One notable part of this saga is that technically, the BLM and Booz
Allen owe refunds to everyone who went through Red Rock Canyon’s timed entry
system from 2020-2022, but they’ll probably ignore that and steal the money.
That verges into actual graft from the ‘honest’ type, but I suspect Plunkitt
did that as well from time to time.
And yet, it’s not over. The Federal Lands Recreation Enhancement Act
authorization runs out in October of 2023, which means that Congress has to
renew it. Hopefully, an interested member of Congress who loves Federal lands
could actually tighten the definitions here, and find a way to stop Booz Allen
and these 13 government agencies from engaging in this minor theft via junk
fees. It wouldn’t be hard, and it would be fun to force a bunch of government
agencies to actually do their job and either take over the site themselves or
pay Booz Allen a fee for its service. (Another path would be Joe Biden, through
his anti-junk fee initiative, simply asserting through the White House
Competition Council to the 13 different agencies that they end Booz Allen’s
practice of charging these kinds of fees.)

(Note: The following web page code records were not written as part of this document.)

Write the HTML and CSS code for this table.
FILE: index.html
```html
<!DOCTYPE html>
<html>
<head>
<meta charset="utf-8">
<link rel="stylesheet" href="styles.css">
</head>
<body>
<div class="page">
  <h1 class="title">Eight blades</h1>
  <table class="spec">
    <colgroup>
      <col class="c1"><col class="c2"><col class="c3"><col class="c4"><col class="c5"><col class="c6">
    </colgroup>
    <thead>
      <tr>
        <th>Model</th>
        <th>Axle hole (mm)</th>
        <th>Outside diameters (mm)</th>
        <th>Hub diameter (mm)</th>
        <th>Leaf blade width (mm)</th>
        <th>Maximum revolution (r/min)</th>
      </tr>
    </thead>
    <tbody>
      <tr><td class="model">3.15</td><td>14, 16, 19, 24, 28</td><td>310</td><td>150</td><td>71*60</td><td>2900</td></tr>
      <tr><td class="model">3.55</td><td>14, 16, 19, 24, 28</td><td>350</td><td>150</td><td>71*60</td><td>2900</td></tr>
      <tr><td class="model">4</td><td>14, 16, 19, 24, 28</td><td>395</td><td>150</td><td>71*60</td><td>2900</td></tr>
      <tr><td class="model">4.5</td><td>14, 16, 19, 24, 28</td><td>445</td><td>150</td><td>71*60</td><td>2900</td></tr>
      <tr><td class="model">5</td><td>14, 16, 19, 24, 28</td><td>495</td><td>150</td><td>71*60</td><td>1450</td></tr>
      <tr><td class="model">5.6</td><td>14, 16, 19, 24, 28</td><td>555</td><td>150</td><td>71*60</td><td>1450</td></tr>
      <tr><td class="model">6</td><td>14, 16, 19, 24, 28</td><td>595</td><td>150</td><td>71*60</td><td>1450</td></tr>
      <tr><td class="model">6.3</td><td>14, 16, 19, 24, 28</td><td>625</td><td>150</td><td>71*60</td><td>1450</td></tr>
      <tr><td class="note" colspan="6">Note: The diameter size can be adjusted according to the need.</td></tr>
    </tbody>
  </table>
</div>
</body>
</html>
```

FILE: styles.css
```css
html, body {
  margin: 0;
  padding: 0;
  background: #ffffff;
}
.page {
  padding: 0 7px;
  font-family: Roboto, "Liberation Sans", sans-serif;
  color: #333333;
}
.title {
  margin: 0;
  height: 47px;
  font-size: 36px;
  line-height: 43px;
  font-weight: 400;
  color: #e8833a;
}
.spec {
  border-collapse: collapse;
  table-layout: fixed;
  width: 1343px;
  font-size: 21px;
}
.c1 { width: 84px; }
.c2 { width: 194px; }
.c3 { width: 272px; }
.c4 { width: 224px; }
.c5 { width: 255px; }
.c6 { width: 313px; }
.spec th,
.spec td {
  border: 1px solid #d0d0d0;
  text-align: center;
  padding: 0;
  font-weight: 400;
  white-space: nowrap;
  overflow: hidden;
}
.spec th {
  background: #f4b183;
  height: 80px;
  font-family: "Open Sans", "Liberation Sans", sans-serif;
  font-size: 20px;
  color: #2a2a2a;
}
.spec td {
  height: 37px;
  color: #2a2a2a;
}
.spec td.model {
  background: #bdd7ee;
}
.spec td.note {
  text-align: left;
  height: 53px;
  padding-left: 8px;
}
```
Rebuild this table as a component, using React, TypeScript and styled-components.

It’s easy enough to see scams everywhere, and here is certainly one of
them. But let’s not lose sight of the broader point. Henry George, at least in
this fight, has won. Yes, Booz Allen gets to steal some pennies, but we have a
remarkable system of public lands and waters that are broadly available for all
of us to use on a relatively equal basis. And we can still see the power of George-ism
in the advocacy of hikers and in the intense view that members of Congress had
when they passed the Federal Lands Recreation Enhancement Act in 2004, which
strictly regulated fees that Americans would have to pay to access our Federal
lands. Indeed, the anger and revulsion I felt at the fees Booz Allen puts
forward comes from George, even if I didn’t necessarily trace it there at
first.
We are in a moment of institutional corruption, but these moments are
transitory as institutions change. George Washington Plunkitt, and his
political descendants at Booz Allen, might have gotten rich, but Henry George
imparted instincts to Americans that are far more permanent.